Thanksgiving with all the fixin's, except one
'Happy Thanksgiving!" exclaimed I with appropriate exuberance, for it was Thanksgiving Day. I recall it was a Thursday in November and we were at the Hotel Stern in Waiblingen, Germany. The hotel is gone, victim of municipal face-lifting soon after we departed. But I hope you will find the rest of Waiblingen as we left it, a comfortable Swabian village in Neckar Valley a few kilometers from busy Stuttgart, an unlikely place for two happy visitors to be thinking of turkey and all the fixin's.
We would be on the telephone at three hours the next morning to swap holiday greetings with our family back home in Maine, where the time difference would make it 9 in the evening, just after a turkey feast without us. Now it was Morgenfrüh in Waiblingen, and we would breakfast with hard rolls and four-minute eggs with Frau Besitzerein, who never heard of the Pilgrim Fathers or pumpkin pie. Did anyone else ever wonder about the European four-minute egg?
Back in Maine, where our hens labored for us, it took four minutes to boil a four-minute egg. But in Europe, you may ask for a four-minute egg, and the waiter says "certainly" and sets it before you at once. There it is, in perfect four-minute consistency, and he hasn't been gone 10 seconds.
Morning after morning, as we visited 10 countries, I asked about this and got no answer. One waiter said, "I'll ask the cook," and then we found that he was the cook.
At Waiblingen, our landlady was pretty, blonde, affable, a mite plump, and a war widow. At the dining room door we exchanged "good morning," shook hands in the continental way, and I said that back home today was Thanksgiving.
"Ah, Ja!" she said. "Dankfest; I've heard of that. Everybody in America eats turkey!" After a pause she said, "I have never seen a turkey."
So we chatted, and she sat with us, as we were her only breakfast guests. She translated the Schiller verse over the dining-room door: "Order with a smile, and the world will laugh with you also." She promised to be up at 3 a.m., to make sure our telephone call to America went smoothly.
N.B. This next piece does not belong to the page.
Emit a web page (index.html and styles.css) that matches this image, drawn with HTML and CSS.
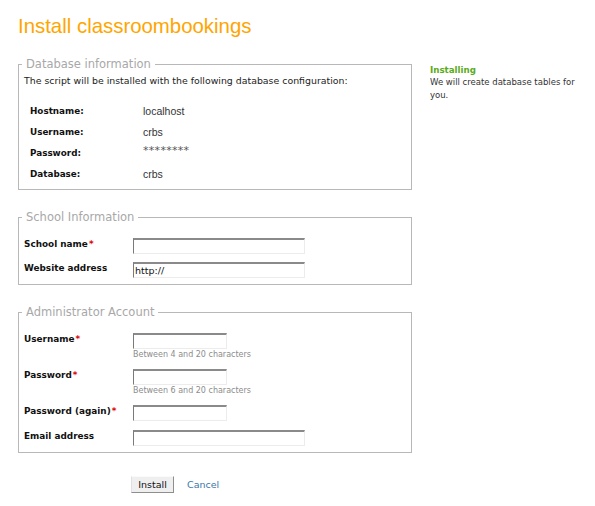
FILE: index.html
```html
<!DOCTYPE html>
<html>
<head>
<meta charset="utf-8">
<title>Install classroombookings</title>
<link rel="stylesheet" href="styles.css">
</head>
<body>
<div class="page">
  <h1 class="title">Install classroombookings</h1>
  <div class="layout">
    <form class="main">
      <fieldset class="box box-db">
        <legend>Database information</legend>
        <p class="intro">The script will be installed with the following database configuration:</p>
        <div class="dbtable">
          <div class="dbrow"><span class="dbkey">Hostname:</span><span class="dbval">localhost</span></div>
          <div class="dbrow"><span class="dbkey">Username:</span><span class="dbval">crbs</span></div>
          <div class="dbrow"><span class="dbkey">Password:</span><span class="dbval dbpass">********</span></div>
          <div class="dbrow"><span class="dbkey">Database:</span><span class="dbval">crbs</span></div>
        </div>
      </fieldset>

      <fieldset class="box">
        <legend>School Information</legend>
        <div class="rows">
          <div class="row"><label class="lbl">School name<span class="req">*</span></label><div class="field"><input class="inp inp-long" type="text"></div></div>
          <div class="row"><label class="lbl">Website address</label><div class="field"><input class="inp inp-long" type="text" value="http://"></div></div>
        </div>
      </fieldset>

      <fieldset class="box">
        <legend>Administrator Account</legend>
        <div class="rows">
          <div class="row"><label class="lbl">Username<span class="req">*</span></label><div class="field"><input class="inp inp-short" type="text"><div class="hint">Between 4 and 20 characters</div></div></div>
          <div class="row"><label class="lbl">Password<span class="req">*</span></label><div class="field"><input class="inp inp-short" type="password"><div class="hint">Between 6 and 20 characters</div></div></div>
          <div class="row"><label class="lbl">Password (again)<span class="req">*</span></label><div class="field"><input class="inp inp-short" type="password"></div></div>
          <div class="row row-last"><label class="lbl">Email address</label><div class="field"><input class="inp inp-long" type="text"></div></div>
        </div>
      </fieldset>

      <div class="actions">
        <button class="btn" type="button">Install</button>
        <a class="cancel" href="#">Cancel</a>
      </div>
    </form>
    <aside class="side">
      <div class="side-title">Installing</div>
      <div class="side-text">We will create database tables for you.</div>
    </aside>
  </div>
</div>
</body>
</html>
```

FILE: styles.css
```css
html, body {
  margin: 0;
  padding: 0;
  background: #fff;
}
body {
  font-family: "DejaVu Sans", Verdana, sans-serif;
  font-size: 9.4px;
  color: #222;
}
.page {
  padding: 0 18px;
}
.title {
  margin: 13px 0 0;
  font-family: "Liberation Sans", Arial, sans-serif;
  font-weight: normal;
  font-size: 20.4px;
  line-height: 26px;
  color: #ffa500;
}
.layout {
  display: grid;
  grid-template-columns: 394px 150px;
  column-gap: 18px;
  margin-top: 18px;
  align-items: start;
}
.main {
  margin: 0;
}
.box {
  margin: 0 0 20px;
  padding: 14px 5px 6px;
  border: 1px solid #b8b8b8;
  min-width: 0;
}
.box legend {
  padding: 0 4px;
  margin-left: -2px;
  font-size: 11.5px;
  line-height: 14px;
  color: #a8a8a8;
}
.box-db {
  padding-top: 4px;
  padding-bottom: 5px;
}
.intro {
  margin: 0;
  line-height: 12px;
  color: #222;
}
.dbtable {
  margin-top: 13px;
  padding-left: 6px;
}
.dbrow {
  display: grid;
  grid-template-columns: 113px 1fr;
  height: 21px;
  align-items: center;
}
.dbkey {
  font-weight: bold;
  font-size: 8.8px;
  color: #111;
}
.dbval {
  font-family: "Liberation Sans", Arial, sans-serif;
  font-size: 10.5px;
  color: #333;
}
.dbpass {
  font-family: "DejaVu Sans", Verdana, sans-serif;
  font-size: 11px;
  letter-spacing: 0.3px;
  line-height: 12px;
  color: #555;
  position: relative;
  top: -2px;
}
.rows {
  display: flex;
  flex-direction: column;
  gap: 8px;
}
.row {
  display: grid;
  grid-template-columns: 109px 1fr;
  align-items: start;
}
.row-last {
  margin-top: 1px;
}
.lbl {
  font-weight: bold;
  font-size: 8.9px;
  line-height: 13px;
  color: #111;
}
.req {
  color: #d00;
  margin-left: 1px;
}
.field {
  display: flex;
  flex-direction: column;
  align-items: flex-start;
}
.inp {
  box-sizing: border-box;
  height: 16px;
  margin: 0;
  padding: 0 1px;
  border-style: solid;
  border-width: 2px 1px 1px 1px;
  border-color: #8a8a8a #ececec #ececec #7a7a7a;
  background: #fff;
  font-family: "DejaVu Sans", Verdana, sans-serif;
  font-size: 9.5px;
  color: #111;
  outline: none;
}
.inp-long {
  width: 172px;
}
.inp-short {
  width: 94px;
}
.hint {
  font-size: 8px;
  line-height: 12px;
  color: #8c8c8c;
}
.actions {
  display: flex;
  align-items: center;
  gap: 13px;
  padding-left: 113px;
  margin-top: 23px;
}
.btn {
  box-sizing: border-box;
  height: 17px;
  width: 43px;
  padding: 0;
  background: #efefef;
  border: 1px solid;
  border-color: #fafafa #8e8e8e #8e8e8e #e0e0e0;
  font-family: "DejaVu Sans", Verdana, sans-serif;
  font-size: 9.5px;
  color: #111;
}
.cancel {
  font-size: 9.5px;
  color: #3a78aa;
  text-decoration: none;
}
.side {
  padding-top: 7px;
}
.side-title {
  font-weight: bold;
  font-size: 8.7px;
  line-height: 12px;
  color: #5aab1c;
}
.side-text {
  font-size: 8.5px;
  line-height: 13px;
  color: #333;
}
```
We had bought a car in Germany, and our tour was at our pace without reservations ahead. We avoided tourist traps, and found each evening a small family-run hotel off the beaten path, always saying as we signed in, "Overnight, but we'll stay longer if you wish." Our French was good and our German adequate; that helps. When we couldn't make our wishes known, somebody would ask if we spoke English. Except in England; we never found out what the English speak.
Thus it was on Thanksgiving morning in Waiblingen, but our youngsters back home were still abed and the gobbler was yet to go in the oven. We told our landlady that the turkey had been suggested for our national bird, but the eagle had won. After breakfast we walked about Waiblingen and found some of the shops already had Christmas displays in their windows, one of them was a toy electric train
It was a German passenger train, and midway it had the little red dining car that goes with every German train and is forever remembered by all tourists who partake. I'd have bought the train for our son, except that he'd owned his Lionel train since his first Christmas. We left the little train as we found it, going around and around an Advent wreath.
Then we found a grocery "super" store that had opened for its first day. New World groceries had come to Germany. We stepped in, shaking hands with the proud owner, and found just what we wanted. In the center of the American-style store was a frozen-food case with a half-dozen turkeys, each in a plastic bag drawn tight by vacuum and frozen hard as a grindstone.
Ours was not to reason how or why, and we took the biggest tom back to the Hotel Stern to let the landlady gaze on something she'd never seen before. "Hier," I said, "gibt es ein echter amerikanischer Truthahn!" The solid thing fell on the table like a ton of bricks.
She said, "Tso!" That's about all there was to it. She had no idea about preparing a roasting bird of that size, and we didn't stay to show her. We never saw the turkey again. I surmise she thawed Tom and cooked him in pieces stovetop, and wondered further about foolish Americans. We went out again to see some more of Waiblingen. I bought a hat, my wife bought something, and we came back to Hotel Stern to find a note on our door: Please at 15 Hours, Dankfest Chicken.
We arrived to find a table set with the lady's own china, not hotel dishes. There were three places. I called her gnädige Frau and kissed her hand as if I'd done it many times to many Frauen. She asked me to offer a blessing. I recited the Selkirk Grace of Robert Burns; I felt there couldn't be a more appropriate time and place.
Then Herr Ober (the waiter!) came from the kitchen with a platter of fried chicken and all the fixings, and we ate Thanksgiving dinner in Waiblingen with our landlady. For dessert we had Black Forest cake instead of pumpkin pie. We didn't mention the frozen turkey; neither did our gracious hostess.
And at 3 o'clock the next morning, our phone call to Maine rang on the precise second. Our youngsters told us they missed us at dinner and asked how we made out so far from home.